Mas que futuro é que as salas têm se cineastas que carregam a história do cinema já não passam lá os seus filmes?
É preciso fazer novas salas.
Mas se tirarmos os espectadores delas..
É preciso inventar circuitos de arte e ensaio que não sejam de consumo imediato. Quero chegar ao máximo número de pessoas, nunca penso fazer 300 mil espectadores, mas quero, pelo menos, 30 mil, não três mil. E a maneira de o fazer é com projecções no país inteiro. Depois, faço uma sessão na Aula Magna para 1.400 pessoas. Vou também a outras universidades arrastar as pessoas para uma sessão.
Vai seleccionar os seus espectadores...
Quem me dera que fosse para todos, mas não querem. Se eu pusesse o filme numa sala comercial, destruíam-me.
Numa sala comercial com 20 espectadores. 19 podem detestar o filme, mas há um que adora. Pode mudar a vida desse espectador.

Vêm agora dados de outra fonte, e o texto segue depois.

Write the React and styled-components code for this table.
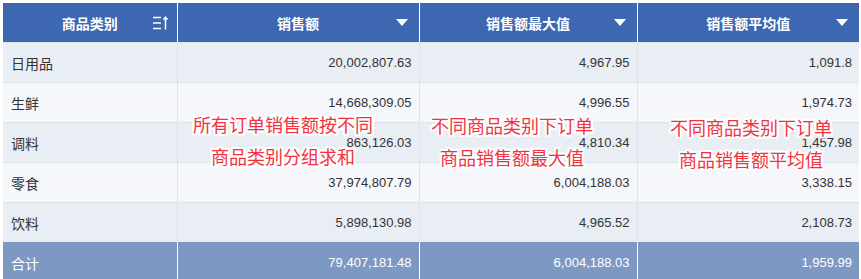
import React from 'react';
import styled, { createGlobalStyle } from 'styled-components';

const GlobalStyle = createGlobalStyle`
  body {
    margin: 0;
    background: #ffffff;
    font-family: "Noto Sans CJK SC", "Noto Sans", sans-serif;
  }
`;

const color = {
  header: '#3e67b2',
  rowDark: '#e9edf4',
  rowLight: '#f5f7fb',
  total: '#7e98c4',
  text: '#333333',
  line: '#dde3ec',
  note: '#f2323f',
};

const Page = styled.div`
  position: relative;
  padding: 3px 2px 0 3px;
  width: 856px;
`;

const Table = styled.table`
  width: 856px;
  border-collapse: collapse;
  table-layout: fixed;
`;

const HeadCell = styled.th`
  position: relative;
  height: 39px;
  padding: 0;
  background: ${color.header};
  color: #ffffff;
  font-size: 14px;
  font-weight: 700;
  text-align: center;
  border-left: 1px solid #ffffff;
  &:first-child {
    border-left: none;
  }
`;

const HeadIcon = styled.span`
  position: absolute;
  right: ${(p) => p.$right}px;
  top: 50%;
  transform: translateY(-50%);
  display: flex;
`;

const Row = styled.tr`
  background: ${(p) => (p.$total ? color.total : p.$odd ? color.rowLight : color.rowDark)};
  color: ${(p) => (p.$total ? '#ffffff' : color.text)};
  border-top: 1px solid ${(p) => (p.$total ? color.total : color.line)};
`;

const Cell = styled.td`
  height: 39px;
  padding: 0 ${(p) => (p.$num ? 7 : 8)}px;
  font-family: ${(p) => (p.$num ? '"Liberation Sans", sans-serif' : '"Noto Sans CJK SC", sans-serif')};
  font-size: ${(p) => (p.$num ? 13 : 14)}px;
  text-align: ${(p) => (p.$num ? 'right' : 'left')};
  border-left: 1px solid ${(p) => (p.$total ? '#ffffff' : color.line)};
  &:first-child {
    border-left: none;
  }
`;

const Note = styled.div`
  position: absolute;
  left: ${(p) => p.$x}px;
  top: ${(p) => p.$y}px;
  transform: translateX(-50%);
  color: ${color.note};
  font-family: "Noto Sans CJK SC", sans-serif;
  font-size: 18px;
  line-height: 32px;
  text-align: center;
  white-space: nowrap;
  text-shadow:
    2px 0 0 #fff, -2px 0 0 #fff, 0 2px 0 #fff, 0 -2px 0 #fff,
    2px 2px 0 #fff, -2px -2px 0 #fff, 2px -2px 0 #fff, -2px 2px 0 #fff;
`;

const SortIcon = () => (
  <svg width="18" height="17" viewBox="0 0 18 17">
    <g stroke="#ffffff" strokeWidth="1.6" fill="none">
      <line x1="1" y1="3" x2="9" y2="3" />
      <line x1="1" y1="8.5" x2="9" y2="8.5" />
      <line x1="1" y1="14" x2="9" y2="14" />
      <line x1="13.5" y1="3" x2="13.5" y2="15" />
    </g>
    <path d="M10.5 5 L13.5 1.5 L16.5 5 Z" fill="#ffffff" />
  </svg>
);

const Caret = () => (
  <svg width="12" height="8" viewBox="0 0 12 8">
    <path d="M0 0 H12 L6 7 Z" fill="#ffffff" />
  </svg>
);

const rows = [
  ['日用品', '20,002,807.63', '4,967.95', '1,091.8'],
  ['生鲜', '14,668,309.05', '4,996.55', '1,974.73'],
  ['调料', '863,126.03', '4,810.34', '1,457.98'],
  ['零食', '37,974,807.79', '6,004,188.03', '3,338.15'],
  ['饮料', '5,898,130.98', '4,965.52', '2,108.73'],
];

const total = ['合计', '79,407,181.48', '6,004,188.03', '1,959.99'];

const notes = [
  { x: 283, y: 108, lines: ['所有订单销售额按不同', '商品类别分组求和'] },
  { x: 512, y: 109, lines: ['不同商品类别下订单', '商品销售额最大值'] },
  { x: 751, y: 111, lines: ['不同商品类别下订单', '商品销售额平均值'] },
];

const App = () => {
  return (
    <Page>
      <GlobalStyle />
      <Table>
        <colgroup>
          <col style={{ width: 174 }} />
          <col style={{ width: 242 }} />
          <col style={{ width: 218 }} />
          <col style={{ width: 222 }} />
        </colgroup>
        <thead>
          <tr>
            <HeadCell>
              商品类别
              <HeadIcon $right={7}><SortIcon /></HeadIcon>
            </HeadCell>
            {['销售额', '销售额最大值', '销售额平均值'].map((title, index) => (
              <HeadCell key={index}>
                {title}
                <HeadIcon $right={11}><Caret /></HeadIcon>
              </HeadCell>
            ))}
          </tr>
        </thead>
        <tbody>
          {rows.map((row, index) => (
            <Row key={index} $odd={index % 2 === 1}>
              {row.map((value, i) => (
                <Cell key={i} $num={i > 0}>{value}</Cell>
              ))}
            </Row>
          ))}
          <Row $total>
            {total.map((value, i) => (
              <Cell key={i} $num={i > 0} $total>{value}</Cell>
            ))}
          </Row>
        </tbody>
      </Table>
      {notes.map((note, index) => (
        <Note key={index} $x={note.x} $y={note.y}>
          {note.lines.map((line, i) => (
            <div key={i}>{line}</div>
          ))}
        </Note>
      ))}
    </Page>
  );
};

export default App;
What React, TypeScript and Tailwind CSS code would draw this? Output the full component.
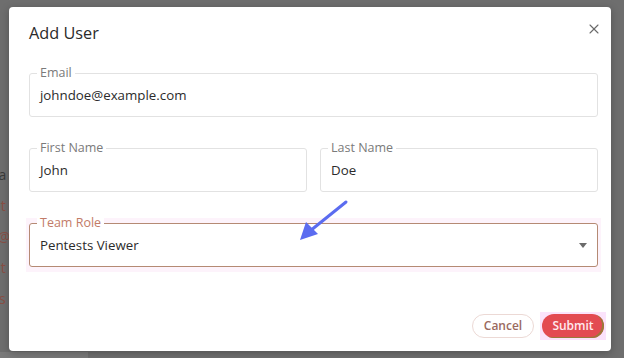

Mas os 19 que detestam incomodam a pessoa que adora. Quero um sítio onde as pessoas sejam livres, sem telemóveis a perturbar a atenção. Como dizia o Manoel de Oliveira, bastam dois espectadores para o filme existir, mas temos de chegar ao maior número de pessoas possível. Em Portugal, se o cinema não for apoiado pelo Estado, não existe. Os filmes que se dizem comerciais dão mais prejuízo do que os filmes de arte e ensaio. Não saem de cá e o mercado português não dá para pagar um décimo do filme. Somos apoiados pelo Estado, por isso temos de devolver a atenção que o Estado nos dá para ganhar o maior número de pessoas. Trata-se de dar a possibilidade de existir a um cinema que pensa.
Mas custa-lhe não poder fazer isso com outros filmes? Porque o "Livro do Desassossego" é um objecto que, à partida, permite...
Pode ser a inauguração de uma rede. Comprámos um projector para ir de sala em sala, vamos tentar pagá-lo com a exibição. Há teatros fantásticos: uns dão a receita, outros compram a exibição. Numa sala de cinema, o distribuidor dá apenas um quinto do bilhete ao produtor.